No one can think of the South very long without thinking about Gone With the Wind by Georgia writer and Pulitzer Prize winner Margaret Mitchell. Ms. Mitchell was a modest lady and a true Southerner that understood the little things that make the South special. She died tragically in 1949 after being struck by a car. Her loss was mourned by Georgians and even today her name is spoken with reverence.

Today you can tour the Margaret Mitchell House in midtown Atlanta where Mitchell lived when she wrote Gone with the Wind.

 

 

Alice Walker

Eatonton Native Alice Walker wrote the famous book The Color Purple that has been adapted as a musical and a popular movie. Walker won the Pulitzer Prize for The Color Purple. She is also a renowned poet and activist. Walker attended Spelman College in Atlanta, but transferred to Sarah Lawrence College where she graduated in 1965.

Walker's first published work was in college, and The Color Purple was published in 1982. Other popular works by Walker include The Temple of My Familiar and Possessing the Secret of Joy: A Novel .

Flannery O’Connor

Flannery O’Connor was one of the South’s most famous writers. She often wrote in the Southern Gothic style during her short life of just under forty years. Despite being ill with lupus for much of her life she was still a prolific writer producing two books of short stories and the novels Wise Blood and The Violent Bear It Away.

Ms.
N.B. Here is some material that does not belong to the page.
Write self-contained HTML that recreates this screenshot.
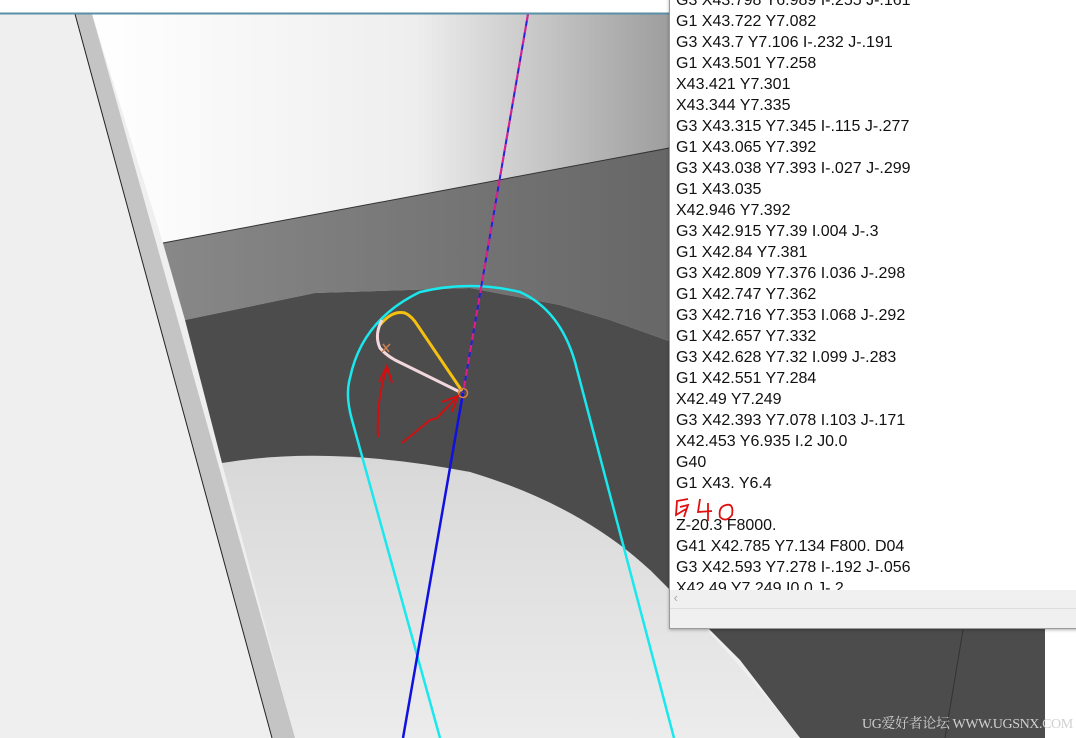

O’Connor never married and spent many of her years with her mother on her farm in Milledgeville, Georgia. She was progressive in many ways for the time and place she lived making a memorable mark on Southern literature.

Flannery O'Connor : Collected Works

Erskine Caldwell

Caldwell was born in the small town of Moreland, just outside of Newnan, Georgia in 1903 but he spent much of his young life moving around various places in the South with his minister father. Caldwell published many works but he is best known for God's Little Acre and Tobacco Road.

Mr. Caldwell became a world traveler spending as much as six months out of each year in a different country. His works are known worldwide and had a profound impact on the plight of the poor laborer of the South.

 

 

Pat Conroy

Conroy’s childhood under an abusive father drove many of the images and themes seen in his books. Especially his most famous work The Great Santini, that eventually helped change his father and heal their relationship. Other famous novels by Pat Conroy include The Lords of Discipline, The Prince of Tides, and Beach Music.

Many of Mr. Conroy’s novels are set in Georgia’s neighbor South Carolina, especially in Charleston. Many of his themes are dark as he uses writing as an outlet to express deep internal pain. Conroy is a must read author who is currently a South Carolinian but was born in Georgia so we love to claim him as much and often as possible.

 

Joel Chandler Harris

If you didn't read the Tales of Uncle Remus as a child you missed out on a wonderful experience. Harris based his works on the oral stories passed down by African Americans.

The stories of Br'er Rabbit and friends are a must read for anyone wanting to understand the underlying psychology of race relations in the South in the late 19th and early 20th Centuries. The stories hold lessons that can apply to anyone in any generation but are especially important to the South.